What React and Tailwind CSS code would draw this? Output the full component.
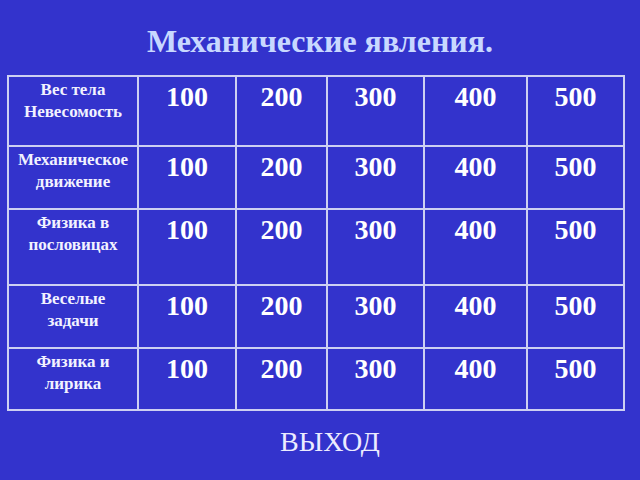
import React from 'react';

const rows = [
  ['Вес тела', 'Невесомость'],
  ['Механическое', 'движение'],
  ['Физика в', 'пословицах'],
  ['Веселые', 'задачи'],
  ['Физика и', 'лирика'],
];

const points = [100, 200, 300, 400, 500];

const App = () => {
  return (
    <div className="w-[640px] h-[480px] bg-[#3333cc] font-['Liberation_Serif','Times_New_Roman',serif] overflow-hidden">
      {/* Заголовок */}
      <div className="h-[75px] pt-[23px] text-center">
        <h1 className="text-[32px] leading-[36px] font-bold text-[#c8d8ff]">
          Механические явления.
        </h1>
      </div>

      {/* Таблица вопросов */}
      <div className="ml-[7px] w-fit grid grid-cols-[128px_96px_89px_95px_101px_95px] grid-rows-[68px_61px_74px_61px_60px] gap-[2px] p-[2px] bg-[#cdd0f2]">
        {rows.map((label, i) => (
          <React.Fragment key={i}>
            <div className="bg-[#3333cc] pt-[2px] text-center text-[17px] leading-[22px] font-bold text-[#f2f2ff]">
              <div>{label[0]}</div>
              <div>{label[1]}</div>
            </div>
            {points.map((p) => (
              <div key={p} className="bg-[#3333cc] pt-[6px] text-center text-[28px] leading-[28px] font-bold text-white">
                {p}
              </div>
            ))}
          </React.Fragment>
        ))}
      </div>

      {/* Выход */}
      <div className="mt-[15px] pl-[20px] text-center text-[28px] leading-[32px] text-[#ececff]">
        ВЫХОД
      </div>
    </div>
  );
};

export default App;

___

**Required task**
Begin at the first line of the data above and repeat each line exactly, stopping after the line containing "const points = [100, 200, 300, 400, 500];". Omit the pictures.

**Finished answer**
What React and Tailwind CSS code would draw this? Output the full component.
import React from 'react';

const rows = [
  ['Вес тела', 'Невесомость'],
  ['Механическое', 'движение'],
  ['Физика в', 'пословицах'],
  ['Веселые', 'задачи'],
  ['Физика и', 'лирика'],
];

const points = [100, 200, 300, 400, 500];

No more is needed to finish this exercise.